### Do this
Give all the lines below again, exactly, with no pictures.

### Supplied data
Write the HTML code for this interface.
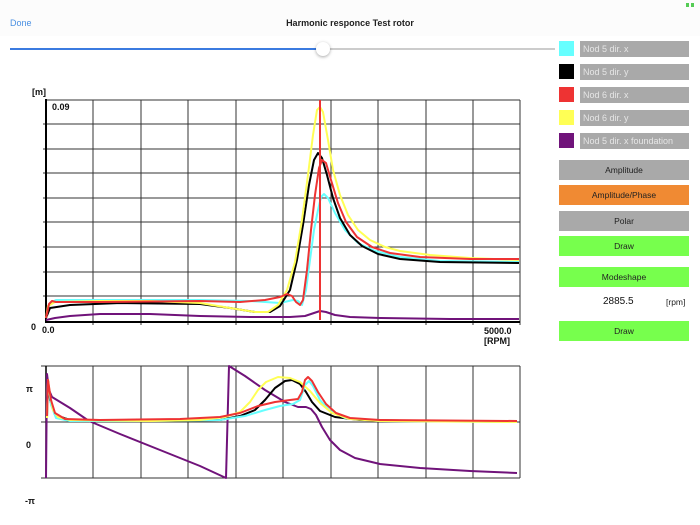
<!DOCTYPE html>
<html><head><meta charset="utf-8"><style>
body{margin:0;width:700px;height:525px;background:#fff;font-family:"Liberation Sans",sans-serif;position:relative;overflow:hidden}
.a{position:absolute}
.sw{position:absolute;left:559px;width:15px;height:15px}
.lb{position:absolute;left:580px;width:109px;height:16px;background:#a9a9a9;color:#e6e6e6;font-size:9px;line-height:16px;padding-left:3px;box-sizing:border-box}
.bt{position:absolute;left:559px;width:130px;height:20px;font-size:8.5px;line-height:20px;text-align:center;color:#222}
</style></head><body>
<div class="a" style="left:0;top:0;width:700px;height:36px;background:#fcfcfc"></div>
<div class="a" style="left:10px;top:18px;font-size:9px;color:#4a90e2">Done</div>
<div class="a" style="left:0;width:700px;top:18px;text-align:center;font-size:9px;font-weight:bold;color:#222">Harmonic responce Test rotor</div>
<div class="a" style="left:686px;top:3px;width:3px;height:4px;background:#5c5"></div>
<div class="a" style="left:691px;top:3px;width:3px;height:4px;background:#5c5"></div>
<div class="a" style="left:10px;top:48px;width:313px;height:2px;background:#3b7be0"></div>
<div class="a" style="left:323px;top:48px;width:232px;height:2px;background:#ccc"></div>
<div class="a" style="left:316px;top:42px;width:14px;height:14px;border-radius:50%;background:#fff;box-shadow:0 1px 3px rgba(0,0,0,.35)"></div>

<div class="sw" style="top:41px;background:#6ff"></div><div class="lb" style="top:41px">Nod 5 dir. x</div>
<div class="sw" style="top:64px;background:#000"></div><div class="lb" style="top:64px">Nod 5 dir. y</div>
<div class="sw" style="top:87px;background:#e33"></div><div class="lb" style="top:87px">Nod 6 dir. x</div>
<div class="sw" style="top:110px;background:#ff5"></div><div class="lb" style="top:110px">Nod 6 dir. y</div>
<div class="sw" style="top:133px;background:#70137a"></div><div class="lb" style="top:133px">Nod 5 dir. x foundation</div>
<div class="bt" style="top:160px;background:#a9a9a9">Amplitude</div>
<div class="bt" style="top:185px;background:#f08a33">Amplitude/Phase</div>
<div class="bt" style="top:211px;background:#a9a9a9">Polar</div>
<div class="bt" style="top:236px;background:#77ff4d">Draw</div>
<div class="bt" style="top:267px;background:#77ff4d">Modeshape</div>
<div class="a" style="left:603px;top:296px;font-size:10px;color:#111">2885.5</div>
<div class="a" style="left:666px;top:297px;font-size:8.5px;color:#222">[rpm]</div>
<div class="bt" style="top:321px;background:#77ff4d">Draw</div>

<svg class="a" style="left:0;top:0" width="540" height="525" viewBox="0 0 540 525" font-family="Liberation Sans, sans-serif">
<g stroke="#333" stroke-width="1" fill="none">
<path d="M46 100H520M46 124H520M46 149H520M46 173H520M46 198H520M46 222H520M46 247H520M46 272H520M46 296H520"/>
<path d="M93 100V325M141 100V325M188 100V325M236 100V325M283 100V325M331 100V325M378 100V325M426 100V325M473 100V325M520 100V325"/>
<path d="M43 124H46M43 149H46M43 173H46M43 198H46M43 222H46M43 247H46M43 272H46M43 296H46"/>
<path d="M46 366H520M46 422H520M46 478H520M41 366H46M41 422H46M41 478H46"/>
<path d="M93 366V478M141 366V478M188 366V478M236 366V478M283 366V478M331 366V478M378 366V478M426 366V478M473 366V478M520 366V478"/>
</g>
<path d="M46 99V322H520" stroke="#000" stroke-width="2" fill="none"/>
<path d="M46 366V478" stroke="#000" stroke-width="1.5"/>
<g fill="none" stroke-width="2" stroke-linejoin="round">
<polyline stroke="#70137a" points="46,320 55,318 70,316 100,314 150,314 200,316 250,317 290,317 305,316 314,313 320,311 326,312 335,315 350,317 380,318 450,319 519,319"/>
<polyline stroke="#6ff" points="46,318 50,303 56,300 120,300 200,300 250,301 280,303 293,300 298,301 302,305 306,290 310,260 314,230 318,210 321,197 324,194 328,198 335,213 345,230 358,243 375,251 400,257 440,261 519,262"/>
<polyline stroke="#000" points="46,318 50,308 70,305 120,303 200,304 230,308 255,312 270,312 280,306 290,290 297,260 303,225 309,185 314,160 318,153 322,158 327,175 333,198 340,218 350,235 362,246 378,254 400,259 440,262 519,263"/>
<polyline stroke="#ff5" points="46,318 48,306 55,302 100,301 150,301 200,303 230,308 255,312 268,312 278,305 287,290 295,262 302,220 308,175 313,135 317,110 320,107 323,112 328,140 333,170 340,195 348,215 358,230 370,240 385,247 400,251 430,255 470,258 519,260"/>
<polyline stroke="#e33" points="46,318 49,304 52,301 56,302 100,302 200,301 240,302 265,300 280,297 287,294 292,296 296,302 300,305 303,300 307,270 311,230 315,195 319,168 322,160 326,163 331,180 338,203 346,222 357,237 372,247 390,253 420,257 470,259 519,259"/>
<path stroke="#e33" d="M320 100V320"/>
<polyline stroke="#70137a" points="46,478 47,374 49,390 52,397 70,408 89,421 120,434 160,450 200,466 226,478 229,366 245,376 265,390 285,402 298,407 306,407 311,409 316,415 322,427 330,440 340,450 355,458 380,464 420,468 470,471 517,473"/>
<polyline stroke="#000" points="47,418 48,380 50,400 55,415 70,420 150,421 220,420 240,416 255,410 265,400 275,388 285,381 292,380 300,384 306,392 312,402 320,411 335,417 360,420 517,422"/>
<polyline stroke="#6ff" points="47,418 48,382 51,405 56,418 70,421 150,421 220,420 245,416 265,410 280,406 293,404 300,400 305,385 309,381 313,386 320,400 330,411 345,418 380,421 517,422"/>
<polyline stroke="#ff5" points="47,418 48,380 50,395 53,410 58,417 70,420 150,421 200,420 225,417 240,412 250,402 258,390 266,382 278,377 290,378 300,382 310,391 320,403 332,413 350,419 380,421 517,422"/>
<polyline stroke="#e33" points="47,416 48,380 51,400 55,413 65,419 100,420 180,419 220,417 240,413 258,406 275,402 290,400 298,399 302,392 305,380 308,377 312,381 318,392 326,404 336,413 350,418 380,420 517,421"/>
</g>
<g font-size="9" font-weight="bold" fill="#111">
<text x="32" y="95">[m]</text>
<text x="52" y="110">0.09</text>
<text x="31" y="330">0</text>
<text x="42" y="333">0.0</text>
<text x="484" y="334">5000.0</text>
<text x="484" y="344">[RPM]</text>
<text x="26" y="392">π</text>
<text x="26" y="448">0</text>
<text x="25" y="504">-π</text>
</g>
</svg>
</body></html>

### Solved problem
Write the HTML code for this interface.
<!DOCTYPE html>
<html><head><meta charset="utf-8"><style>
body{margin:0;width:700px;height:525px;background:#fff;font-family:"Liberation Sans",sans-serif;position:relative;overflow:hidden}
.a{position:absolute}
.sw{position:absolute;left:559px;width:15px;height:15px}
.lb{position:absolute;left:580px;width:109px;height:16px;background:#a9a9a9;color:#e6e6e6;font-size:9px;line-height:16px;padding-left:3px;box-sizing:border-box}
.bt{position:absolute;left:559px;width:130px;height:20px;font-size:8.5px;line-height:20px;text-align:center;color:#222}
</style></head><body>
<div class="a" style="left:0;top:0;width:700px;height:36px;background:#fcfcfc"></div>
<div class="a" style="left:10px;top:18px;font-size:9px;color:#4a90e2">Done</div>
<div class="a" style="left:0;width:700px;top:18px;text-align:center;font-size:9px;font-weight:bold;color:#222">Harmonic responce Test rotor</div>
<div class="a" style="left:686px;top:3px;width:3px;height:4px;background:#5c5"></div>
<div class="a" style="left:691px;top:3px;width:3px;height:4px;background:#5c5"></div>
<div class="a" style="left:10px;top:48px;width:313px;height:2px;background:#3b7be0"></div>
<div class="a" style="left:323px;top:48px;width:232px;height:2px;background:#ccc"></div>
<div class="a" style="left:316px;top:42px;width:14px;height:14px;border-radius:50%;background:#fff;box-shadow:0 1px 3px rgba(0,0,0,.35)"></div>

<div class="sw" style="top:41px;background:#6ff"></div><div class="lb" style="top:41px">Nod 5 dir. x</div>
<div class="sw" style="top:64px;background:#000"></div><div class="lb" style="top:64px">Nod 5 dir. y</div>
<div class="sw" style="top:87px;background:#e33"></div><div class="lb" style="top:87px">Nod 6 dir. x</div>
<div class="sw" style="top:110px;background:#ff5"></div><div class="lb" style="top:110px">Nod 6 dir. y</div>
<div class="sw" style="top:133px;background:#70137a"></div><div class="lb" style="top:133px">Nod 5 dir. x foundation</div>
<div class="bt" style="top:160px;background:#a9a9a9">Amplitude</div>
<div class="bt" style="top:185px;background:#f08a33">Amplitude/Phase</div>
<div class="bt" style="top:211px;background:#a9a9a9">Polar</div>
<div class="bt" style="top:236px;background:#77ff4d">Draw</div>
<div class="bt" style="top:267px;background:#77ff4d">Modeshape</div>
<div class="a" style="left:603px;top:296px;font-size:10px;color:#111">2885.5</div>
<div class="a" style="left:666px;top:297px;font-size:8.5px;color:#222">[rpm]</div>
<div class="bt" style="top:321px;background:#77ff4d">Draw</div>

<svg class="a" style="left:0;top:0" width="540" height="525" viewBox="0 0 540 525" font-family="Liberation Sans, sans-serif">
<g stroke="#333" stroke-width="1" fill="none">
<path d="M46 100H520M46 124H520M46 149H520M46 173H520M46 198H520M46 222H520M46 247H520M46 272H520M46 296H520"/>
<path d="M93 100V325M141 100V325M188 100V325M236 100V325M283 100V325M331 100V325M378 100V325M426 100V325M473 100V325M520 100V325"/>
<path d="M43 124H46M43 149H46M43 173H46M43 198H46M43 222H46M43 247H46M43 272H46M43 296H46"/>
<path d="M46 366H520M46 422H520M46 478H520M41 366H46M41 422H46M41 478H46"/>
<path d="M93 366V478M141 366V478M188 366V478M236 366V478M283 366V478M331 366V478M378 366V478M426 366V478M473 366V478M520 366V478"/>
</g>
<path d="M46 99V322H520" stroke="#000" stroke-width="2" fill="none"/>
<path d="M46 366V478" stroke="#000" stroke-width="1.5"/>
<g fill="none" stroke-width="2" stroke-linejoin="round">
<polyline stroke="#70137a" points="46,320 55,318 70,316 100,314 150,314 200,316 250,317 290,317 305,316 314,313 320,311 326,312 335,315 350,317 380,318 450,319 519,319"/>
<polyline stroke="#6ff" points="46,318 50,303 56,300 120,300 200,300 250,301 280,303 293,300 298,301 302,305 306,290 310,260 314,230 318,210 321,197 324,194 328,198 335,213 345,230 358,243 375,251 400,257 440,261 519,262"/>
<polyline stroke="#000" points="46,318 50,308 70,305 120,303 200,304 230,308 255,312 270,312 280,306 290,290 297,260 303,225 309,185 314,160 318,153 322,158 327,175 333,198 340,218 350,235 362,246 378,254 400,259 440,262 519,263"/>
<polyline stroke="#ff5" points="46,318 48,306 55,302 100,301 150,301 200,303 230,308 255,312 268,312 278,305 287,290 295,262 302,220 308,175 313,135 317,110 320,107 323,112 328,140 333,170 340,195 348,215 358,230 370,240 385,247 400,251 430,255 470,258 519,260"/>
<polyline stroke="#e33" points="46,318 49,304 52,301 56,302 100,302 200,301 240,302 265,300 280,297 287,294 292,296 296,302 300,305 303,300 307,270 311,230 315,195 319,168 322,160 326,163 331,180 338,203 346,222 357,237 372,247 390,253 420,257 470,259 519,259"/>
<path stroke="#e33" d="M320 100V320"/>
<polyline stroke="#70137a" points="46,478 47,374 49,390 52,397 70,408 89,421 120,434 160,450 200,466 226,478 229,366 245,376 265,390 285,402 298,407 306,407 311,409 316,415 322,427 330,440 340,450 355,458 380,464 420,468 470,471 517,473"/>
<polyline stroke="#000" points="47,418 48,380 50,400 55,415 70,420 150,421 220,420 240,416 255,410 265,400 275,388 285,381 292,380 300,384 306,392 312,402 320,411 335,417 360,420 517,422"/>
<polyline stroke="#6ff" points="47,418 48,382 51,405 56,418 70,421 150,421 220,420 245,416 265,410 280,406 293,404 300,400 305,385 309,381 313,386 320,400 330,411 345,418 380,421 517,422"/>
<polyline stroke="#ff5" points="47,418 48,380 50,395 53,410 58,417 70,420 150,421 200,420 225,417 240,412 250,402 258,390 266,382 278,377 290,378 300,382 310,391 320,403 332,413 350,419 380,421 517,422"/>
<polyline stroke="#e33" points="47,416 48,380 51,400 55,413 65,419 100,420 180,419 220,417 240,413 258,406 275,402 290,400 298,399 302,392 305,380 308,377 312,381 318,392 326,404 336,413 350,418 380,420 517,421"/>
</g>
<g font-size="9" font-weight="bold" fill="#111">
<text x="32" y="95">[m]</text>
<text x="52" y="110">0.09</text>
<text x="31" y="330">0</text>
<text x="42" y="333">0.0</text>
<text x="484" y="334">5000.0</text>
<text x="484" y="344">[RPM]</text>
<text x="26" y="392">π</text>
<text x="26" y="448">0</text>
<text x="25" y="504">-π</text>
</g>
</svg>
</body></html>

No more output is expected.